In an effort to reduce those barriers to access and demystify the conservation job search, we’re excited to launch a partnership between Natural Leaders Network, The Wilderness Society, and Doris Duke Conservation Scholars Alumni Network. By bringing young leaders from communities of color to the table with Wilderness Society Staff for a series of webinars and informational interviews, we hope that these leaders will be better able to discover, identify, and pursue careers in the conservation field that excite them.

We will host a series of webinars sharing information about navigating the job search in conservation and spotlighting TWS staff to show what careers can look like in the field. Then, we will connect the participants with TWS staff who have volunteered to provide informational interviews. These conversations can help the Natural Leaders to identify career opportunities of interest and solicit advice on how best to pursue them.

We realized it could be powerful to pair The Wilderness Society staff’s familiarity with the ins and outs of the conservation job search with the Natural Leaders Network and Doris Duke Conservation Scholars networks of young up and coming leaders and their passion and knowledge about conservation. TWS staff and these young leaders can learn from one another through the webinars and informational interviews. With conservation being a disproportionately white field, this initiative seeks to help connect leaders of color with opportunities they may not have considered or known about and continue to diversify and strengthen the conservation movement.

The introductory webinar will take place on Monday, March 4th, followed by webinars throughout March highlighting a wide range of possible careers in conservation including philanthropy, policy, community engagement, communications, and science/research. After the young leaders learn about possible career paths, they will then be able to sign up for one on one informational interviews with TWS staff during April to talk through pursuing careers of interest. Future job postings at The Wilderness Society will then be made more explicitly available to them so that they can apply if interested, with a new level of internal networking and connection.


We will host six webinars (one hour each) throughout the month of March. For invitations to the specific webinars, please reach out to, or follow the Natural Leaders Network Facebook page.

  • Introduction to the Conservation Job Search and Informational Interviews: Hannah Malvin (Senior Representative, Partnerships) and CJ Goulding (Natural Leaders Network Lead)

    • Monday, March 3rd at 4pm Eastern

  • Policy: Lydia Weiss (Director of Government Relations) and America Fitzpatrick (Senior Representative for Government Relations)

    • March 13th at 1pm Eastern

  • Science/Research: Tim Fullman (Senior Ecologist) and Travis Belote (Senior Ecologist)

    • March 14 at 2pm Eastern

  • Community Engagement: Juan Pérez Sáez (Energy and Climate Campaign Manager) and Louise Bruce (Idaho High Divide Community Organizer)

    • March 20th at 3:15pm Eastern

  • Philanthropy: Todd Stephens (Strategic Services Coordinator)

    • March 27th at 4pm

  • Communications: Andrea Alday (Deputy Director Regional Communications Strategy)

    • March 28th at 1pm


Informational Interviews

Once the participants have been exposed to the different career paths, they will have the chance to be matched with TWS staff who have volunteered to participate in informational interviews.
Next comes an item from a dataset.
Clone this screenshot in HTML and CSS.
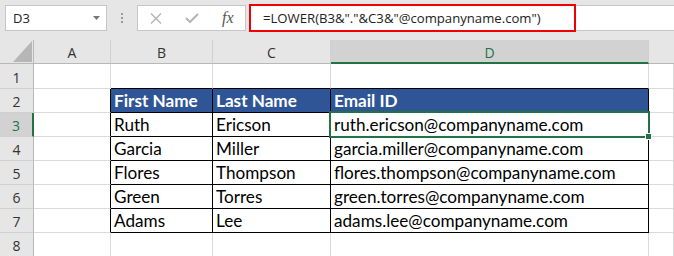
FILE: index.html
```html
<!DOCTYPE html>
<html>
<head>
<meta charset="utf-8">
<link rel="stylesheet" href="styles.css">
</head>
<body>
<div class="toolbar">
  <div class="namebox"><span>D3</span><svg class="dd" width="7" height="4" viewBox="0 0 7 4"><polygon points="0,0 7,0 3.5,4" fill="#777"/></svg></div>
  <div class="grip"><i></i><i></i><i></i></div>
  <div class="fbuttons">
    <svg width="12" height="11" viewBox="0 0 12 11"><path d="M1 0.5 L11 10.5 M11 0.5 L1 10.5" stroke="#b4b4b4" stroke-width="1.4" fill="none"/></svg>
    <svg width="14" height="10" viewBox="0 0 14 10"><polyline points="1,5 5,9 13,1" stroke="#b4b4b4" stroke-width="2" fill="none"/></svg>
    <span class="fx">fx</span>
  </div>
  <div class="formula"><div class="fhl">=LOWER(B3&amp;"."&amp;C3&amp;"@companyname.com")</div></div>
</div>
<div class="sheet">
  <div class="corner"><svg width="33" height="23" viewBox="0 0 33 23"><polygon points="32,1 32,22 13,22" fill="#b6b6b6"/></svg></div>
  <div class="ch">A</div><div class="ch">B</div><div class="ch">C</div><div class="ch sel">D</div><div class="ch end"></div>

  <div class="rh">1</div><div class="c"></div><div class="c tb"></div><div class="c tb"></div><div class="c tb"></div><div class="c"></div>
  <div class="rh">2</div><div class="c lb"></div><div class="th">First Name</div><div class="th">Last Name</div><div class="th">Email ID</div><div class="c"></div>
  <div class="rh sel">3</div><div class="c lb"></div><div class="td">Ruth</div><div class="td">Ericson</div><div class="td">ruth.ericson@companyname.com</div><div class="c"></div>
  <div class="rh">4</div><div class="c lb"></div><div class="td">Garcia</div><div class="td">Miller</div><div class="td">garcia.miller@companyname.com</div><div class="c"></div>
  <div class="rh">5</div><div class="c lb"></div><div class="td">Flores</div><div class="td">Thompson</div><div class="td">flores.thompson@companyname.com</div><div class="c"></div>
  <div class="rh">6</div><div class="c lb"></div><div class="td">Green</div><div class="td">Torres</div><div class="td">green.torres@companyname.com</div><div class="c"></div>
  <div class="rh">7</div><div class="c lb"></div><div class="td">Adams</div><div class="td">Lee</div><div class="td">adams.lee@companyname.com</div><div class="c"></div>
  <div class="rh">8</div><div class="c"></div><div class="c"></div><div class="c"></div><div class="c"></div><div class="c"></div>

  <div class="active"></div>
  <div class="handle"></div>
</div>
</body>
</html>
```
FILE: styles.css
```css
* { box-sizing: border-box; margin: 0; padding: 0; }
body { margin: 0; width: 674px; height: 256px; overflow: hidden; background: #fff; font-family: "Lato", sans-serif; }

.toolbar { height: 40px; background: #e6e6e6; display: flex; align-items: flex-start; padding: 5px 0 0 5px; }
.namebox { width: 102px; height: 26px; background: #fff; border: 1px solid #c6c6c6; display: flex; align-items: center; padding: 0 6px 0 7px; font-family: "Open Sans", sans-serif; font-size: 13px; color: #222; }
.namebox .dd { margin-left: auto; }
.grip { display: flex; flex-direction: column; gap: 2px; margin: 8px 14px 0; }
.grip i { display: block; width: 2px; height: 2px; background: #9a9a9a; }
.fbuttons { width: 109px; height: 26px; background: #fff; border: 1px solid #c6c6c6; display: flex; align-items: center; gap: 23px; padding-left: 12px; }
.fx { font-family: "Liberation Serif", serif; font-style: italic; font-size: 16px; color: #555; line-height: 16px; }
.formula { flex: 1; margin-left: 3px; height: 26px; background: #fff; border-top: 1px solid #c6c6c6; border-bottom: 1px solid #c6c6c6; }
.fhl { width: 327px; height: 28px; margin-top: -2px; border: 2px solid #f00000; display: flex; align-items: center; padding-left: 12px; font-family: "Open Sans", sans-serif; font-size: 13.15px; color: #222; white-space: nowrap; }

.sheet { position: relative; display: grid; grid-template-columns: 34px 77px 102px 118px 318px 1fr; grid-template-rows: 24px 25px repeat(7, 24px); }
.sheet > div { border-right: 1px solid #dadada; border-bottom: 1px solid #dadada; }

.sheet > .corner { background: #e6e6e6; border-right: 1px solid #b8b8b8; border-bottom: 1px solid #b8b8b8; }
.corner svg { display: block; }
.sheet > .ch { background: #e6e6e6; border-right: 1px solid #d0d0d0; border-bottom: 1px solid #b8b8b8; display: flex; align-items: center; justify-content: center; padding-top: 2px; font-family: "Open Sans", sans-serif; font-size: 14px; line-height: 19px; color: #333; }
.sheet > .ch.sel { background: #d2d2d2; color: #217346; border-bottom: 2px solid #217346; }
.sheet > .ch.end { border-right: none; }
.sheet > .rh { background: #e6e6e6; border-right: 1px solid #b8b8b8; border-bottom: 1px solid #d0d0d0; display: flex; align-items: flex-end; justify-content: center; padding-bottom: 1px; font-family: "Open Sans", sans-serif; font-size: 14px; line-height: 19px; color: #333; }
.sheet > .rh.sel { background: #d2d2d2; color: #217346; border-right: 2px solid #217346; }

.sheet > .tb { border-bottom-color: #000; }
.sheet > .lb { border-right-color: #000; }
.sheet > .th, .sheet > .td { border-right: 1px solid #000; border-bottom: 1px solid #000; display: flex; align-items: flex-end; padding: 0 0 1px 3px; font-size: 17.15px; line-height: 20px; color: #000; white-space: nowrap; }
.sheet > .th { background: #2f5597; color: #fff; font-weight: bold; }

.sheet > .active { position: absolute; left: 329px; top: 71px; width: 321px; height: 27px; border: 2px solid #217346; }
.sheet > .handle { position: absolute; left: 645px; top: 93px; width: 7px; height: 7px; background: #217346; border: 1px solid #fff; }
```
On 30 minute phone calls the participants will have the chance to talk with a TWS staffer to learn about their position, what they do, how they got there, ask questions, and get tips on advice for a successful job search in conservation.

Sign up for informational interviews here until March 22, 2019.



The Natural Leaders Network is a part of the Children and Nature Network, associated with TWS Governing Council member Juan Martinez. It is a network of diverse young leaders ages 18-30 working to increase equitable access to nature in their communities. They are either in school or working in roles such as federal land managers, school teachers, environmental education facilitators, engineers, and community counselors/organizers. They are all graduates of the Natural Leaders Legacy Camp, a training, professional development program, and lifetime peer learning network for young leaders interested in connecting their communities to nature and potentially, careers in the outdoor and environmental fields.


The Wilderness Society is the leading conservation organization working to protect wilderness and inspire Americans to care for our wild places. Founded in 1935, and now with more than one million members and supporters, The Wilderness Society has led the effort to permanently protect 109 million acres of wilderness and to ensure sound management of our shared national lands.


The Doris Duke Conservation Scholars Program Alumni Network Managed by the Environmental Leadership Program, DDCSP’s alumni network responds to the need to attract and employ individuals from racial and ethnic groups that are largely absent in today’s conservation workforce by increasing the number of undergraduate students from underrepresented groups who choose to pursue coursework and careers in conservation.